Algunos escritores han barajado este supuesto para construir personajes de distintas pero prodigiosas cualidades mnemónicas. Elegí a tres de ellos, cuyos autores fueron a la vez notables memoriosos. Por eso, no nos extrañe que en Buchmendel, Funes y Yambo encontremos la proyección autobiografíca o los anhelos apoteósicos de las memorias de Zweig, Borges y Eco.

Jakob Mendel se había instalado en Viena hacía mucho tiempo. Le llamaban Buchmendel (Mendelibro, pudiera ser su equivalente en español). Se le veía en el café Gluck leyendo sus catálogos y sus libros como le enseñaron en el Talmud, con un tenue sonsonete y meciéndose. Si acaso alguien preguntaba por un tomo, contestaba recitando fluidamente el lugar de la edición, el año y el precio aproximado. Zweig nos revela el misterio: la diabólica infalibilidad de su memoria reposaba en el secreto eterno de todo resultado perfecto: la concentración. Sin embargo, Mendel no sabía nada fuera de los libros, así que arrebatárselos junto con sus anteojos mientras lo encerraban en un campo de concentración fue como jalonar el naipe fundamental de su castillo: la memoria se le desplomó.

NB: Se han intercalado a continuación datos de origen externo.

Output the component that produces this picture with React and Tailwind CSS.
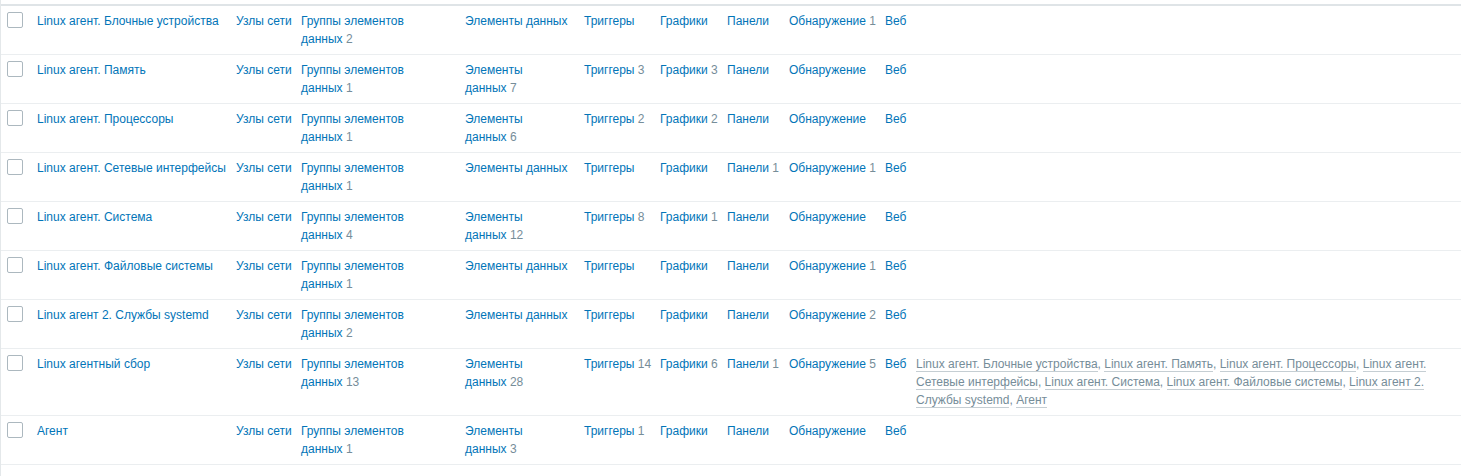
const rows = [
  { name: 'Linux агент. Блочные устройства', groups: 2, discovery: 1 },
  { name: 'Linux агент. Память', groups: 1, items: 7, triggers: 3, graphs: 3 },
  { name: 'Linux агент. Процессоры', groups: 1, items: 6, triggers: 2, graphs: 2 },
  { name: 'Linux агент. Сетевые интерфейсы', groups: 1, dashboards: 1, discovery: 1 },
  { name: 'Linux агент. Система', groups: 4, items: 12, triggers: 8, graphs: 1 },
  { name: 'Linux агент. Файловые системы', groups: 1, discovery: 1 },
  { name: 'Linux агент 2. Службы systemd', groups: 2, discovery: 2 },
  {
    name: 'Linux агентный сбор',
    groups: 13,
    items: 28,
    triggers: 14,
    graphs: 6,
    dashboards: 1,
    discovery: 5,
    linked: [
      'Linux агент. Блочные устройства',
      'Linux агент. Память',
      'Linux агент. Процессоры',
      'Linux агент. Сетевые интерфейсы',
      'Linux агент. Система',
      'Linux агент. Файловые системы',
      'Linux агент 2. Службы systemd',
      'Агент',
    ],
  },
  { name: 'Агент', groups: 1, items: 3, triggers: 1 },
]

// link with optional grey counter; last word sticks to the counter
function CountLink({ label, count }) {
  const words = label.split(' ')
  const last = words.pop()
  const head = words.join(' ')
  return (
    <>
      <a href="#" className="text-[#0275b8]">
        {head && head + ' '}
      </a>
      <span className="whitespace-nowrap">
        <a href="#" className="text-[#0275b8]">{last}</a>
        {count != null && <span className="text-[#768d99]"> {count}</span>}
      </span>
    </>
  )
}

function Row({ row }) {
  const td = 'align-top px-[5px] py-[6px]'
  const tdn = 'align-top px-[5px] py-[6px] whitespace-nowrap'
  return (
    <tr className="border-b border-[#ebeef0]">
      <td className="align-top pl-[6px] pr-[5px] py-[6px]">
        <span className="block w-4 h-4 rounded-[2px] border border-[#acb8bf] bg-white" />
      </td>
      <td className={tdn}>
        <a href="#" className="text-[#0275b8]">{row.name}</a>
      </td>
      <td className={tdn}>
        <CountLink label="Узлы сети" />
      </td>
      <td className={td}>
        <CountLink label="Группы элементов данных" count={row.groups} />
      </td>
      <td className={td}>
        <CountLink label="Элементы данных" count={row.items} />
      </td>
      <td className={tdn}>
        <CountLink label="Триггеры" count={row.triggers} />
      </td>
      <td className={tdn}>
        <CountLink label="Графики" count={row.graphs} />
      </td>
      <td className={tdn}>
        <CountLink label="Панели" count={row.dashboards} />
      </td>
      <td className={tdn}>
        <CountLink label="Обнаружение" count={row.discovery} />
      </td>
      <td className={tdn}>
        <CountLink label="Веб" />
      </td>
      <td className={td}>
        {row.linked &&
          row.linked.map((t, i) => (
            <span key={t} className="text-[#768d99]">
              <a href="#" className="text-[#768d99] border-b border-[#c5ced3]">{t}</a>
              {i < row.linked.length - 1 && ', '}
            </span>
          ))}
      </td>
    </tr>
  )
}

export default function App() {
  return (
    <div
      className="min-h-screen bg-white border-l border-[#e4e8ea] pt-[4px] text-[12px] leading-[18px]"
      style={{ fontFamily: '"Liberation Sans", Arial, sans-serif' }}
    >
      <table className="w-full table-fixed border-collapse border-t-2 border-[#dfe4e7]">
        <colgroup>
          <col className="w-[31px]" />
          <col className="w-[199px]" />
          <col className="w-[65px]" />
          <col className="w-[164px]" />
          <col className="w-[119px]" />
          <col className="w-[76px]" />
          <col className="w-[67px]" />
          <col className="w-[62px]" />
          <col className="w-[96px]" />
          <col className="w-[31px]" />
          <col />
        </colgroup>
        <tbody>
          {rows.map((r) => (
            <Row key={r.name} row={r} />
          ))}
        </tbody>
      </table>
    </div>
  )
}
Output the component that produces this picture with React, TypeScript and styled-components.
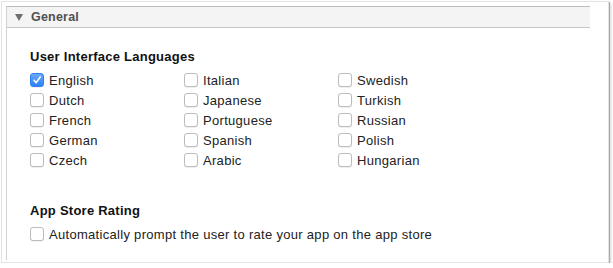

Pero, mientras que Buchmendel conocía cada planta, cada infusorio, cada estrella en el cosmos eternamente vibrante del universo de los libros, Funes prescindía de la metáfora, pues recordaba literalmente cada planta, infusorio y estrella que alguna vez hubiera tocado sus sentidos.

Ireneo Funes sabía siempre la hora exacta. Si esa capacidad era ya de por sí sorprendente, su mente fue más allá después de caer de un caballo. Su cuerpo quedó tullido; la memoria, ilimitada. Funes sabía las formas de las nubes australes del amanecer del 30 de abril de 1982 y podía compararlas en el recuerdo con las vetas de un libro en pasta española que solo había mirado una vez, y aprendió latín con, precisamente, la Naturalis historia y un diccionario.

En cuanto a Giambattista Bodoni, llamado Yambo, el hecho preciso que lo llevó a olvidar su historia personal y conservar la memoria semántica permanece en la niebla: tal vez un accidente cerebrovascular: “Me llamo Arthur Gordon Pym”, contestó al despertar de su inconsciencia. Recordaba cada línea que había leído o escuchado, pero no su propio nombre, como el Mesala de Plinio. Por eso, Yambo se propuso reconstruir su historia personal a partir de la memoria de los otros y de las esencias guardadas en los viejos lugares de la infancia. Una búsqueda proustiana.

De alguna manera, Buchmendel, Funes y Yambo representan el anhelo humano de trascender el tiempo, de ser como libros, los cuales, según Zweig, solo se escriben para, por encima del propio aliento, unir a los seres humanos, y así defendernos frente al inexorable reverso de toda la existencia: la fugacidad y el olvido.